A 2013 survey reported that ethnic Avukaya reside in the following bomas of South Sudan.
- Mambe Boma, Mambe Payam, Maridi County
- Olo Boma, Mambe Payam, Maridi County
- Avokaya Boma, Tore Payam, Yei County

==Dialects==
Avokaya's two main dialects are Ajugu, which is spoken in the border area of the two countries south of Maridi, and Ojila, which is spoken in the region between the Naam (Era) and Olo rivers, and slightly east of there. These two dialects are spoken in both countries, with the smaller dialects of Northern Ogambi and Avokaya Pur spoken only in the Faradje region, Congo.
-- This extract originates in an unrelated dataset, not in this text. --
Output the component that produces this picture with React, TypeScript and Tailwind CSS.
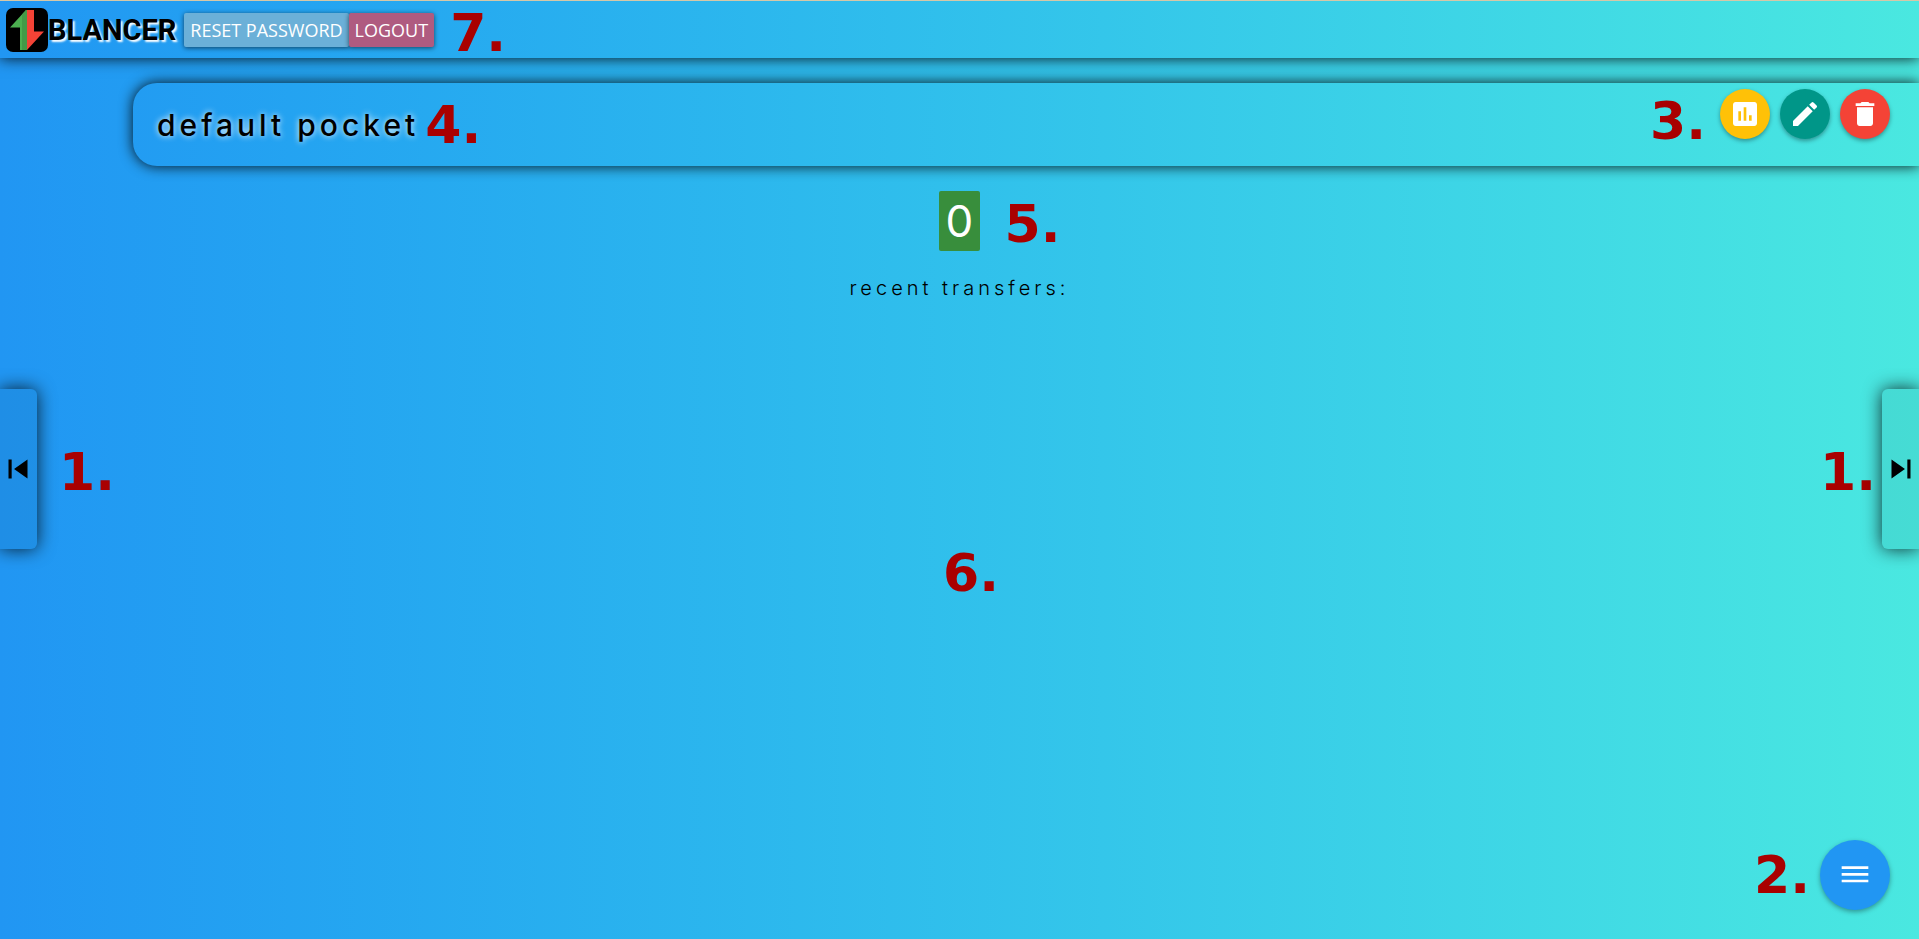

Avokaya is closest to Logo, especially in the Northern Ogambi dialect (whereas the Ogambi dialect is a dialect of Logo rather than Avokaya. A high degree of code switching exists among Avokaya and Logo speakers in the Faradje region.

== Phonology ==

Consonants
|  |  | Labial | Alveolar | Retroflex | Palatal | Velar | Labial–velar | Glottal |
| Nasal |  | m | n |  | ɲ ⟨ny⟩ | ŋ |  |  |
| Plosive | voiceless | p | t | ʈ ⟨tr⟩ | t͡ʃ ⟨c⟩ | k | k͡p ⟨kp⟩ | ʔ ⟨ʼ⟩ |
| voiced | b | d | ɖ ⟨dr⟩ | d͡ʒ ⟨j⟩ | ɡ ⟨g⟩ | ɡ͡b ⟨gb⟩ |  |
| prenasalized | ᵐb ⟨mb⟩ | ⁿd ⟨nd⟩ | ᶯɖ ⟨ndr⟩ | ⁿd͡ʒ ⟨nj⟩ | ᵑɡ ⟨ng⟩ | ᵑᵐɡ͡b ⟨ngb⟩ |  |
| Implosive |  | ɓ ⟨ʼb⟩ | ɗ ⟨ʼd⟩ |  |  |  |  |  |
| Fricative | voiceless | f | s |  |  |  |  | h |
| voiced | v | z |  |  |  |  |  |
| prenasalized | ᶬv ⟨mv⟩ |  |  |  |  |  |  |
| Approximant | plain |  | l | ɻ⁓ɽ ⟨r⟩ | j ⟨y⟩ |  | w |  |
| glottalic |  |  |  | ˀj ⟨ʼy⟩ |  | ˀw ⟨ʼw⟩ |  |

Vowels
|  | Front | Central | Back |
| Close | i ⟨ị⟩ |  | ʊ⁓u ⟨u⟩ |
| Close-mid | ɪ ⟨i⟩ |  |
| Mid | e | ə ⟨ạ⟩ | o |
| Open |  | a |  |

==Orthography==

Avokaya alphabet
a: ạ; b; ʼb; c; d; ʼd; dr; e; f; g; gb; h; i; ị; j; k; kp; l; m; mb; mv
n: nd; ndr; ng; ngb; nj; ny; ŋ; o; p; r; s; t; tr; u; v; w; ʼw; y; ʼy; z; ʼ

Tones are indicated using diacritics:
- High tone is indicated with an acute accent over the vowel: ⟨á, ạ́, é, í, ı̣́, ó, ú⟩;
- Mid tone is indicated with a circumflex accent over the vowel: ⟨â, ậ, ê, î, ı̣̂, ô, û⟩;
- Low tone is indicated with a tilde over the vowel: ⟨ã, ạ̃, ẽ, ĩ, ı̣̃, õ, ũ⟩;
- Rising tone is indicated over two vowels by combining the tilde and the circumflex accent: ⟨ãâ, ạ̃ậ, ẽê, ĩî, ı̣̃ı̣̂, õô, ũû⟩.

==Multilingualism==
In Maridi, there is much bilingualism and intermarriage with speakers of Baka (a West Central Sudanic language) and Mündü (an Ubangian language). Juba, Sudanese Arabic and English are used for wider communication by speakers in Sudan, while, in the Congo, speakers tend to use Swahili, Lingala and French.